Et quand cette vision rétrograde ne vient pas des pères eux-mêmes, elle est parfois ancrée dans l’esprit des employeurs. En effet, si la discrimination à l’embauche entre les femmes et les hommes existe, c’est en partie en raison de la maternité. Si d’emblée, certains recruteurs désavantagent les femmes à cause d’un congé maternité potentiel, ils risquent bientôt de procéder à la même discrimination à l’égard des hommes qui envisagent de mettre en pause leur carrière quand ils auront un enfant. 

Il faut aussi prendre en compte la pression professionnelle.

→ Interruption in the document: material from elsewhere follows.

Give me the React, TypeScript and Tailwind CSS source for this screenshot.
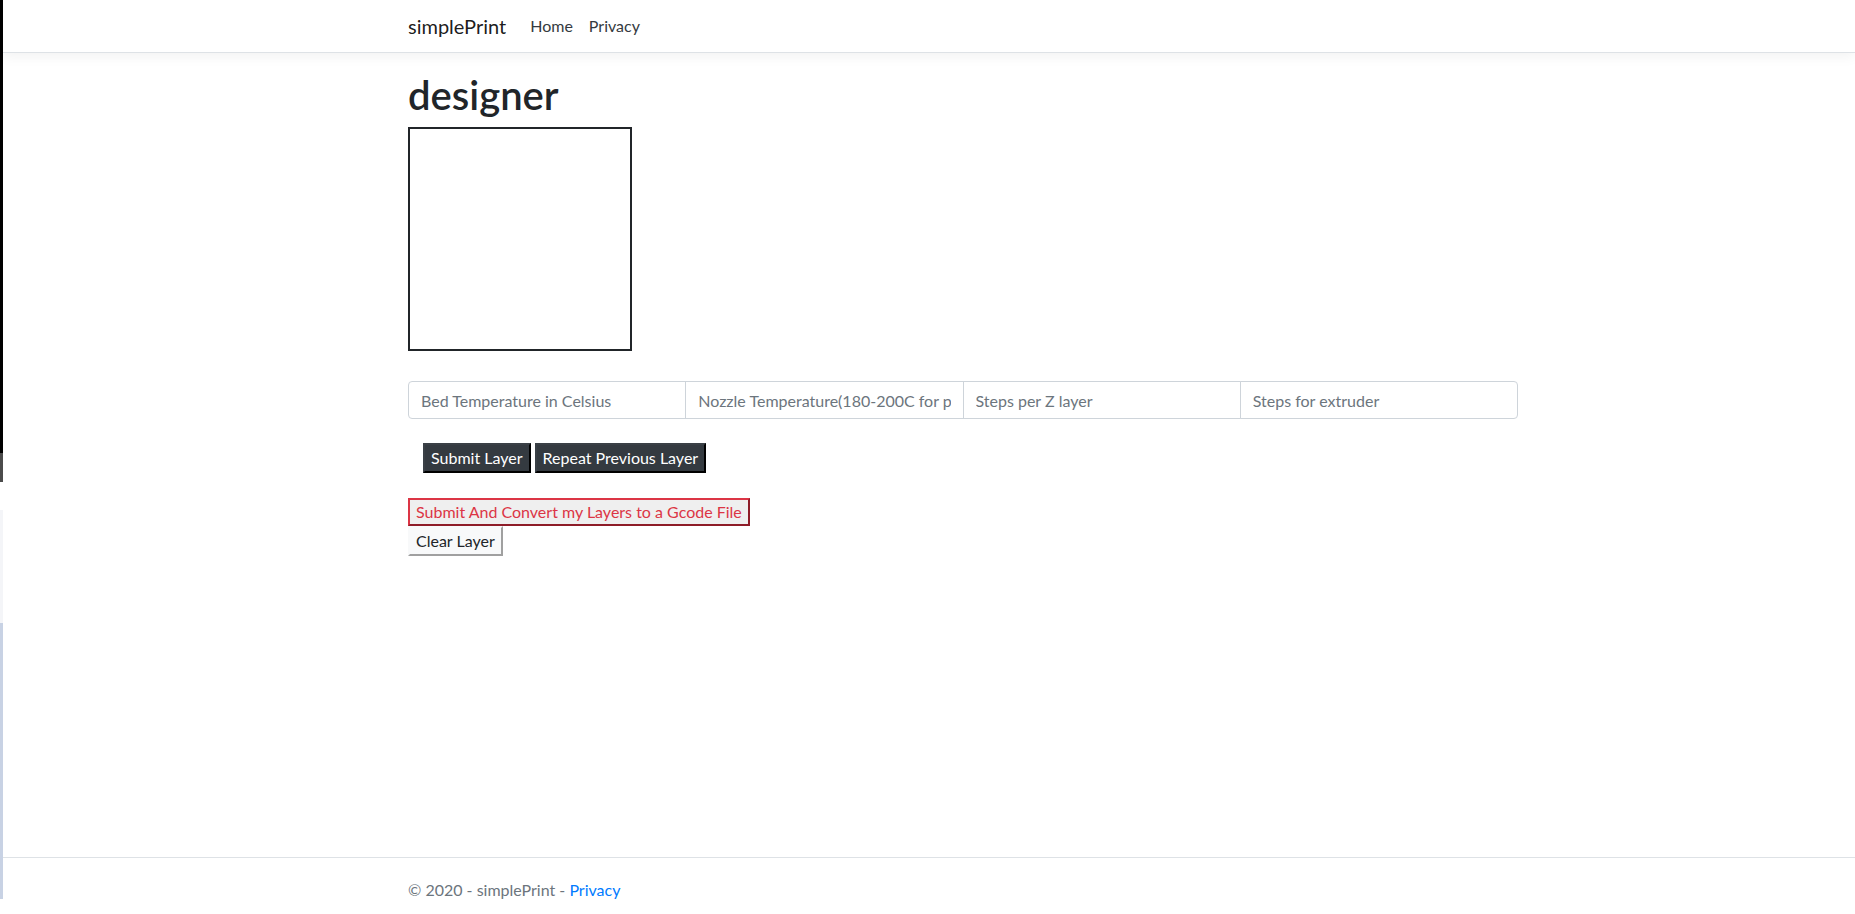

Cependant, il est important de ne pas totalement occulter le problème économique que posent les congés dits de parentalités. Quand on sait que certains congés peuvent durer jusqu’à 36 mois, on comprend mieux la réticence des employeurs vis-à-vis des réformes proposant un allongement des congés maternités et paternités. 

Pourtant il ne s’agit pas tant d’allonger la durée totale du congé parentalité mais seulement de mieux la répartir. Si les pères prenaient un peu plus de temps pour s’occuper des enfants à la naissance cela allègerait la charge de la mère qui pourrait alors avoir le choix : retourner travailler ou bien rester à la maison par envie et non par contrainte. 

Ainsi, avec un temps de congé équitable la discrimination causée par la maternité serait grandement diminuée. C’est pourquoi l’allongement du congé paternité représente un réel progrès. 

Certes, la France pourrait mieux faire (en Suède, par exemple, il est question de 13 mois à répartir entre les conjoints dont deux sont réservés au père), cependant il ne faut pas nier sa progression : en un siècle, les congés maternités et paternité ont connu une évolution extraordinaire, alors que personnes ne savait ce que c’était au début du 20e… 

Enfin, il est important de rappeler que traiter uniquement du cas des familles hétérosexuelles revient à seulement effleurer le problème des congés maternités et paternités. Qu’en est-il des familles monoparentales, homosexuelles ou adoptives ? La gestion des congés parentaux en France est loin d’être réglée mais ce qui est clair, c’est qu’elle évolue dans le bon sens.